### STATED EXERCISE
Your answer should be a single number: the count of lines that include the word "page".

### GIVEN RECORDS
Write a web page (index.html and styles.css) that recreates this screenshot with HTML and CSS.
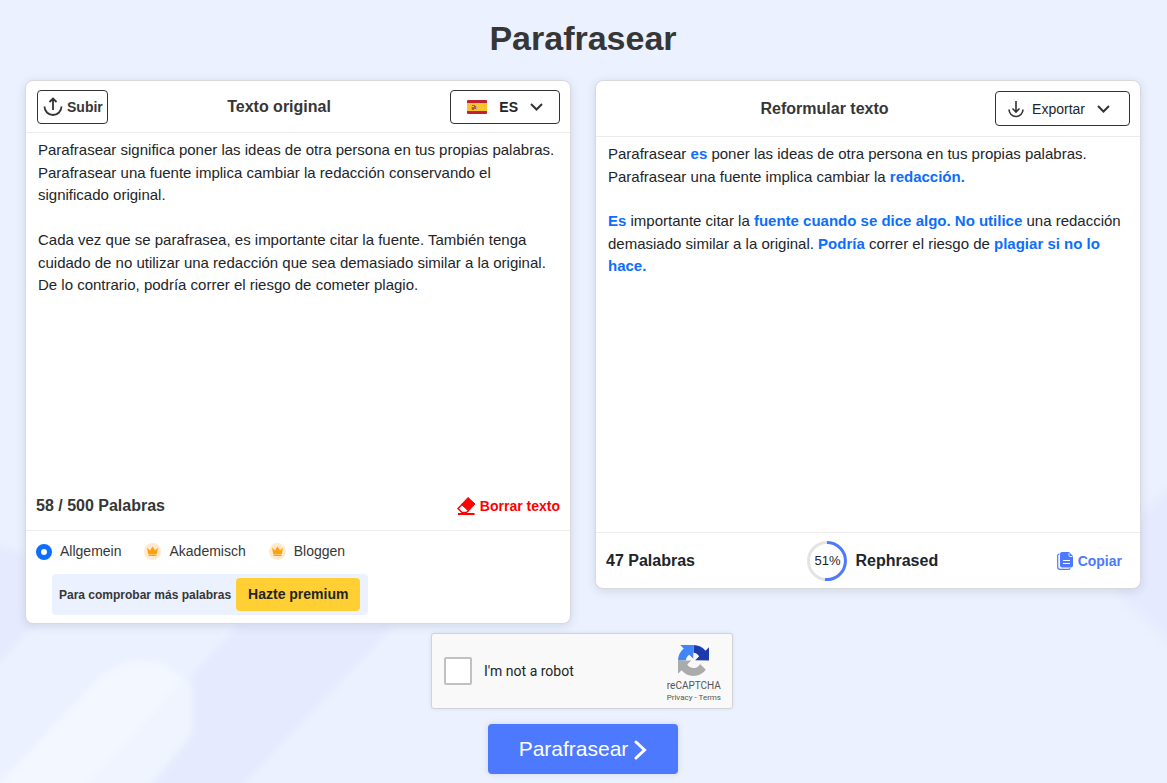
--
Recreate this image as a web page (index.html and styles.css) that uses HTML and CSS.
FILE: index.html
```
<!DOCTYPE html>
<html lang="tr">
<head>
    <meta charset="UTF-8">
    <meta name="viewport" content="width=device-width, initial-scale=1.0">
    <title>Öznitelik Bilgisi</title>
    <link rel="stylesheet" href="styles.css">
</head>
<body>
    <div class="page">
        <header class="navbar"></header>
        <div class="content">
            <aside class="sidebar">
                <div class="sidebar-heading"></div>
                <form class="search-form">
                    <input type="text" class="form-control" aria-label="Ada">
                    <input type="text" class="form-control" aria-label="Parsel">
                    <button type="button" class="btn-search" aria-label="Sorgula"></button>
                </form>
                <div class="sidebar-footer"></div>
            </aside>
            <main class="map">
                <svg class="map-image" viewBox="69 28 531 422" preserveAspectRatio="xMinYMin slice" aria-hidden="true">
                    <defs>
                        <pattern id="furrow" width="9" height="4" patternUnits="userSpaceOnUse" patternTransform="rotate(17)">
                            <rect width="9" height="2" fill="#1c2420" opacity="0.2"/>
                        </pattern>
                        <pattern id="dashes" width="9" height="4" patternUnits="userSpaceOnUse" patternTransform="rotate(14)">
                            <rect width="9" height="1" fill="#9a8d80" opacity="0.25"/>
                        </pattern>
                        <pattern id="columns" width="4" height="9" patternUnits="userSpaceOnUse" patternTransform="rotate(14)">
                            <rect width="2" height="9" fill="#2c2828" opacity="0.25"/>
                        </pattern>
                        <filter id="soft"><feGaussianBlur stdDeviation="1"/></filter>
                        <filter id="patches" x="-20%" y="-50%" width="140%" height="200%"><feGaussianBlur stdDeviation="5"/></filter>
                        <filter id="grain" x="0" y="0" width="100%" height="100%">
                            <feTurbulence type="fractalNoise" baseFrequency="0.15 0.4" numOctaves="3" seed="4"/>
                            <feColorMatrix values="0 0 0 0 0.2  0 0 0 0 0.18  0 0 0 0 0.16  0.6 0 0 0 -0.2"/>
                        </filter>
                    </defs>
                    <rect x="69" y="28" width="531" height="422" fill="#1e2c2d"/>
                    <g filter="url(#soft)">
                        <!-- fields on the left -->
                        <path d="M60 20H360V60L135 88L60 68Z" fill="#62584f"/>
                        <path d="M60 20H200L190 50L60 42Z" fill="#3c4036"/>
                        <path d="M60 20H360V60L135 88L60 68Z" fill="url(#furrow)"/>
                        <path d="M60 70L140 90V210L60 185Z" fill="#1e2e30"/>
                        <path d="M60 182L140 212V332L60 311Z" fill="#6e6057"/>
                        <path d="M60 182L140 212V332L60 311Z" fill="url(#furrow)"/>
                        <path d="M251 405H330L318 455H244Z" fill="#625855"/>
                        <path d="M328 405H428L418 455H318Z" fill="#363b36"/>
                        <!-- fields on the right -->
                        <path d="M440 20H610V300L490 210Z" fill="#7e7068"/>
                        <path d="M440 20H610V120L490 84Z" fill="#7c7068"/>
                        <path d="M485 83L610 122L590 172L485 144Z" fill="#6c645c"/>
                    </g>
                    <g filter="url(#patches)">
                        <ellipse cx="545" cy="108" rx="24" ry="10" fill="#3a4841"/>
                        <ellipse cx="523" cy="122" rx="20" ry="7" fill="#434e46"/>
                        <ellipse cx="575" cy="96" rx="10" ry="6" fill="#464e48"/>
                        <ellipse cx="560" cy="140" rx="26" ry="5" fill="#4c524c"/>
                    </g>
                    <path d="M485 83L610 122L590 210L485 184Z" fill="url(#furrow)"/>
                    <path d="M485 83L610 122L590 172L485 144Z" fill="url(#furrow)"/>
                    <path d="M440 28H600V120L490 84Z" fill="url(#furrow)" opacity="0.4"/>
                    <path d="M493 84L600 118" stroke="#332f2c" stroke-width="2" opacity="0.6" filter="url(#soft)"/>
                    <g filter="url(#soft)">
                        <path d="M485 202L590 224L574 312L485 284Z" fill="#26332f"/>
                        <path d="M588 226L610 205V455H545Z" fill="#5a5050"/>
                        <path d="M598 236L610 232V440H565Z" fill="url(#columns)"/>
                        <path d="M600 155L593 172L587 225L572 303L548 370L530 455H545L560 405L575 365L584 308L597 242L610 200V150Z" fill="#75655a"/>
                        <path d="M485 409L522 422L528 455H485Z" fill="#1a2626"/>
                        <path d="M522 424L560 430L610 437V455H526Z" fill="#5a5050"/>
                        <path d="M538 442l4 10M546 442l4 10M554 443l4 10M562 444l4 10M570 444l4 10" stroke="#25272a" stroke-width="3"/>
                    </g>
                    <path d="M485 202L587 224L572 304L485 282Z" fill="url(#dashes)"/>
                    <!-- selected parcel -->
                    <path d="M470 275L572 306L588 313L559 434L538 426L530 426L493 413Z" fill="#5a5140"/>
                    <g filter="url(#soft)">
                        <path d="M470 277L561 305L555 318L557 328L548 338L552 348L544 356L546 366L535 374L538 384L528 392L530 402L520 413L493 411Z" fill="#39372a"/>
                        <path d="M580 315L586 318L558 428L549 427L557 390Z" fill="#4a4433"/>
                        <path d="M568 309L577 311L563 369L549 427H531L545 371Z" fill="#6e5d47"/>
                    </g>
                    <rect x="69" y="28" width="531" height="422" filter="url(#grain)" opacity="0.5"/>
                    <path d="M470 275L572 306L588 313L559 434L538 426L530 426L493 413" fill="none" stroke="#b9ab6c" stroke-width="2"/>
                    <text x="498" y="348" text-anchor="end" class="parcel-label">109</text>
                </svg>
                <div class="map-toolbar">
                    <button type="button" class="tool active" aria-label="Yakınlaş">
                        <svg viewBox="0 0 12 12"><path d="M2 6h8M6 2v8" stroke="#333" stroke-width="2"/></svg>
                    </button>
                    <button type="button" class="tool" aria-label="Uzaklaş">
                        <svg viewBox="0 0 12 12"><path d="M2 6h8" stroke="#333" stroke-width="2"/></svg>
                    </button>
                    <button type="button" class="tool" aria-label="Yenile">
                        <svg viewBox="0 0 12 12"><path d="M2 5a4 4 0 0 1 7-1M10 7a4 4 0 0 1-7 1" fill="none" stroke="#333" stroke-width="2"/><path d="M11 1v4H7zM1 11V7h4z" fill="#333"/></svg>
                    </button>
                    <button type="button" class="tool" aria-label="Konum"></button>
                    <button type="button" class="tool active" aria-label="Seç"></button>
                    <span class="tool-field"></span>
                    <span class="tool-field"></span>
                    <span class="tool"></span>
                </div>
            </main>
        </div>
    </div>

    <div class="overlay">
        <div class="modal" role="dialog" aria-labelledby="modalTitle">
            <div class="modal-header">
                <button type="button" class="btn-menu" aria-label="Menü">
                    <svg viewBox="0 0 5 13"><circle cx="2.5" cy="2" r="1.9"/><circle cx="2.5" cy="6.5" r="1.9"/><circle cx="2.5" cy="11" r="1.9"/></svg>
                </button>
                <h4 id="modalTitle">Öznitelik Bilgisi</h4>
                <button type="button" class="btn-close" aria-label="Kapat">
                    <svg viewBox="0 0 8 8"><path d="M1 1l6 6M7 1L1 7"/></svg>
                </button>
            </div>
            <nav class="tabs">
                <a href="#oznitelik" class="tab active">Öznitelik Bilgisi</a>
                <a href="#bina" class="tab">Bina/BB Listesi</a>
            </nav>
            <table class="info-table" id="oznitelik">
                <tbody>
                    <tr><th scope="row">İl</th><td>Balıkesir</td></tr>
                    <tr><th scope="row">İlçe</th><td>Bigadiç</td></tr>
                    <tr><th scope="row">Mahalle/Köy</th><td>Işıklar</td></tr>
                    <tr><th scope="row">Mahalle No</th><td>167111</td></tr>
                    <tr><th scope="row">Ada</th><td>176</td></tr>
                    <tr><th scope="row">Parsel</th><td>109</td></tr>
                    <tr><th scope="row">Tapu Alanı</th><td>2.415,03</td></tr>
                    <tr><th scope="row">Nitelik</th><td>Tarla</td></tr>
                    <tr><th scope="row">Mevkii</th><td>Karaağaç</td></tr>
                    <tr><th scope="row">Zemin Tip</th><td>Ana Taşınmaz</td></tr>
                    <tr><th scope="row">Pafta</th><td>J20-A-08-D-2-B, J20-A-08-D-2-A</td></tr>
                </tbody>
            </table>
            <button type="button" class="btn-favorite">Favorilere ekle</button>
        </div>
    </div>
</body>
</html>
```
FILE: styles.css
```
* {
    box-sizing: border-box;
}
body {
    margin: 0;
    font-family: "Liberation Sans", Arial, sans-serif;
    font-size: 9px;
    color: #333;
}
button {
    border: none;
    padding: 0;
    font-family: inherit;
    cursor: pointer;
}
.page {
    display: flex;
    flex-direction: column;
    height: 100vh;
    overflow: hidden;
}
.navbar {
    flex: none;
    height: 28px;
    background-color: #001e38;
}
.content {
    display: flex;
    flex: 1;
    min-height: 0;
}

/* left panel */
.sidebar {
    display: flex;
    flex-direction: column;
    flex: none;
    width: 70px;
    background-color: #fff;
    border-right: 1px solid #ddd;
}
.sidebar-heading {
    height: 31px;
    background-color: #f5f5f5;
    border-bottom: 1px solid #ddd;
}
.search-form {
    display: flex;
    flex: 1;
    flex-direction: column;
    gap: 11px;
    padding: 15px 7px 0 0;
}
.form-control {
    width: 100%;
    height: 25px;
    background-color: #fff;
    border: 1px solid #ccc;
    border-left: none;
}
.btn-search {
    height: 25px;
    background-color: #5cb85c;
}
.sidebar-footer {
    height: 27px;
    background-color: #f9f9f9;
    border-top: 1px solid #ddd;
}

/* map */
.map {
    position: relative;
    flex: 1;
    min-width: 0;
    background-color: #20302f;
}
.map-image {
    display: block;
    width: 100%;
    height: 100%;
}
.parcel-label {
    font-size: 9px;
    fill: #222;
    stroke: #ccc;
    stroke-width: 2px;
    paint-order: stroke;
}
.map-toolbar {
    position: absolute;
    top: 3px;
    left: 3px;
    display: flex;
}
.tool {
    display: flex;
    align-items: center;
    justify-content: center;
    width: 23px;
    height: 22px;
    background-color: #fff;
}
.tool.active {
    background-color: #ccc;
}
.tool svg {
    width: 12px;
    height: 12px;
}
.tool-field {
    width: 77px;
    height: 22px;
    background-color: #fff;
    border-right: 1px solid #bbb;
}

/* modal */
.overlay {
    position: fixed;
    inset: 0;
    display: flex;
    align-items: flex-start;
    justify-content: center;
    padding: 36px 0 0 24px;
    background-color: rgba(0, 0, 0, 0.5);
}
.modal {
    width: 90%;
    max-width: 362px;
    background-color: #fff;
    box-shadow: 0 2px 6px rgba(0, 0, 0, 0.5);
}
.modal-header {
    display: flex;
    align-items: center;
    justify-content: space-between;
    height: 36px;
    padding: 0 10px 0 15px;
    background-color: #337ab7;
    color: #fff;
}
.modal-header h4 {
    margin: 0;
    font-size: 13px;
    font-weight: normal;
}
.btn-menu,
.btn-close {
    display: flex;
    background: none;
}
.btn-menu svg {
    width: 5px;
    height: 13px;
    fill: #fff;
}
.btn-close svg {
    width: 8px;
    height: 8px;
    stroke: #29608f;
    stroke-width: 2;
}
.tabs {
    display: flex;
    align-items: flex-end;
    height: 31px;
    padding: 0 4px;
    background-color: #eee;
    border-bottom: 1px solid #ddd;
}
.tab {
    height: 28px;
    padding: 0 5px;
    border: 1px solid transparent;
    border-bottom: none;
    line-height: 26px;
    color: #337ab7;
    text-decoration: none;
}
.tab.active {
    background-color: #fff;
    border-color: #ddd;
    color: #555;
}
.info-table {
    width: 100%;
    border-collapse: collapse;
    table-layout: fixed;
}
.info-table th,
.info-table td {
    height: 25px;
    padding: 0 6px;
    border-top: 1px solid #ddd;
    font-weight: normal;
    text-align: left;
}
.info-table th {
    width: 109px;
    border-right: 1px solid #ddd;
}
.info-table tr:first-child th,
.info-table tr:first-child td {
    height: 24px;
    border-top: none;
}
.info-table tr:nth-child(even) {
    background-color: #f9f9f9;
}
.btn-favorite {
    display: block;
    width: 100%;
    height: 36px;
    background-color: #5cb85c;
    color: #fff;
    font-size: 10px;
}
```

### EXERCISE SOLUTION
4